On the 18th March Speer tried to prevent the situation by submitting a memorandum to Hitler:
It must be established that, in the event of the battles moving further into German territory, nobody is entitled to destroy industrial installations, mining installations, electrical and other utility works, communication facilities, or inland waterways.
A destruction of bridges on the scale at present envisaged would do more damage to our communications network than all the air raids of the past years. Their destruction implies the elimination of all chance of survival for the German people…
We have no right, at this stage of the war, to order demolitions which would affect the future existence of the German people. If the enemy has decided to destroy this nation, which has fought with unparalleled bravery, then the enemy must bear the guilt before history for such a deed.
It is our duty to leave the German nation all possible facilities which will enable that nation to re- arise at some time in the distant future.
However, according to General Guderian, Hitler was not even prepared to meet Speer to discuss the matter any further. He became enraged and declared, as he was to repeat to others over the following weeks:
If the war should be lost, then the nation, too, will be lost. That would be the nation’s unalterable fate. There is no need to consider the basic requirements that a people needs in order to continue to live a primitive life.

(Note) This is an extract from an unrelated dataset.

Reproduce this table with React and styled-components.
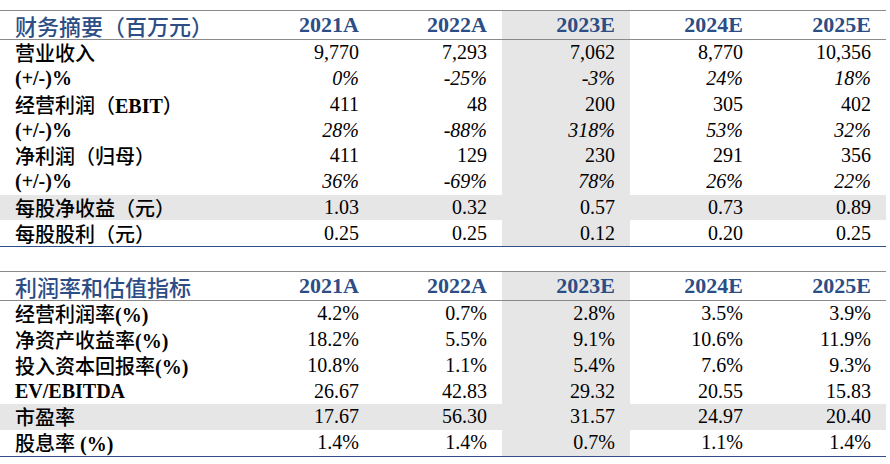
import React from 'react';
import styled, { createGlobalStyle } from 'styled-components';

const GlobalStyle = createGlobalStyle`
  body {
    margin: 0;
    background: #fff;
    font-family: "Liberation Serif", "Noto Sans CJK SC", serif;
  }
`;

const Page = styled.div`
  width: 890px;
  height: 464px;
  padding-top: 10px;
  box-sizing: border-box;
  display: flex;
  flex-direction: column;
  gap: 24px;
`;

const Table = styled.div`
  width: 886px;
  display: grid;
  grid-template-columns: 246px repeat(5, 128px);
  border-top: 1.5px solid #8a8a8a;
  border-bottom: 1.5px solid #2f4f86;
`;

const HeadCell = styled.div`
  height: 28px;
  border-bottom: 1.5px solid #8a8a8a;
  display: flex;
  align-items: center;
  justify-content: ${(p) => (p.$label ? 'flex-start' : 'flex-end')};
  padding: 0 15px;
  font-size: 22px;
  font-weight: 700;
  color: #2c4d85;
  background: ${(p) => (p.$shade ? '#e6e6e6' : 'transparent')};
  white-space: nowrap;
`;

const Cell = styled.div`
  height: 25.75px;
  display: flex;
  align-items: center;
  justify-content: ${(p) => (p.$label ? 'flex-start' : 'flex-end')};
  padding: 0 15px;
  font-size: 20px;
  font-weight: ${(p) => (p.$label ? 700 : 400)};
  font-style: ${(p) => (p.$italic ? 'italic' : 'normal')};
  color: #000;
  background: ${(p) => (p.$shade ? '#e6e6e6' : 'transparent')};
  white-space: pre;
`;

// Chinese glyphs in the source are a lighter song face, so they get a softer weight
const Han = styled.span`
  font-weight: 500;
`;

const cjk = /([\u3000-\u9fff\uff00-\uffef]+)/;

function Label({ text }) {
  return (
    <span>
      {text.split(cjk).map((part, i) =>
        cjk.test(part) ? <Han key={i}>{part}</Han> : <React.Fragment key={i}>{part}</React.Fragment>
      )}
    </span>
  );
}

const years = ['2021A', '2022A', '2023E', '2024E', '2025E'];

const summary = [
  { label: '营业收入', values: ['9,770', '7,293', '7,062', '8,770', '10,356'] },
  { label: '(+/-)%', values: ['0%', '-25%', '-3%', '24%', '18%'], italic: true },
  { label: '经营利润（EBIT）', values: ['411', '48', '200', '305', '402'] },
  { label: '(+/-)%', values: ['28%', '-88%', '318%', '53%', '32%'], italic: true },
  { label: '净利润（归母）', values: ['411', '129', '230', '291', '356'] },
  { label: '(+/-)%', values: ['36%', '-69%', '78%', '26%', '22%'], italic: true },
  { label: '每股净收益（元）', values: ['1.03', '0.32', '0.57', '0.73', '0.89'], shade: true },
  { label: '每股股利（元）', values: ['0.25', '0.25', '0.12', '0.20', '0.25'] },
];

const ratios = [
  { label: '经营利润率(%)', values: ['4.2%', '0.7%', '2.8%', '3.5%', '3.9%'] },
  { label: '净资产收益率(%)', values: ['18.2%', '5.5%', '9.1%', '10.6%', '11.9%'] },
  { label: '投入资本回报率(%)', values: ['10.8%', '1.1%', '5.4%', '7.6%', '9.3%'] },
  { label: 'EV/EBITDA', values: ['26.67', '42.83', '29.32', '20.55', '15.83'] },
  { label: '市盈率', values: ['17.67', '56.30', '31.57', '24.97', '20.40'], shade: true },
  { label: '股息率 (%)', values: ['1.4%', '1.4%', '0.7%', '1.1%', '1.4%'] },
];

function DataTable({ title, rows }) {
  return (
    <Table>
      <HeadCell $label><Label text={title} /></HeadCell>
      {years.map((y, i) => (
        <HeadCell key={y} $shade={i === 2}>{y}</HeadCell>
      ))}
      {rows.map((row, r) => (
        <React.Fragment key={r}>
          <Cell $label $shade={row.shade}><Label text={row.label} /></Cell>
          {row.values.map((v, i) => (
            <Cell key={i} $italic={row.italic} $shade={row.shade || i === 2}>
              {v}
            </Cell>
          ))}
        </React.Fragment>
      ))}
    </Table>
  );
}

export default function App() {
  return (
    <>
      <GlobalStyle />
      <Page>
        <DataTable title="财务摘要（百万元）" rows={summary} />
        <DataTable title="利润率和估值指标" rows={ratios} />
      </Page>
    </>
  );
}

On the contrary, it is better ourselves to destroy such things, for this nation will have proved itself the weaker and the future will belong exclusively to the stronger Eastern nation. Those who remain alive after the battles are over are in any case only inferior persons, since the best have fallen.
Speer’s memorandum had achieved nothing and may even have made Hitler even more resolute in his attitude. On the following day Hitler issued his infamous ‘Nero Order’
It is a mistake to think that transport and communication facilities, industrial establishments and supply depots, which have not been destroyed, or have only been temporarily put out of action, can be used again for our own ends when the lost territory has been recovered. The enemy will leave us nothing but scorched earth when he withdraws, without paying the slightest regard to the population. I therefore order:
“1) All military transport and communication facilities, industrial establishments and supply depots, as well as anything else of value within Reich territory, which could in any way be used by the enemy immediately or within the foreseeable future for the prosecution of the war, will be destroyed.
Ultimately Speer and others were able to frustrate much of Hitler’s intentions by not implementing his instructions and by such measures as not releasing industrial explosives to those who would have followed the orders.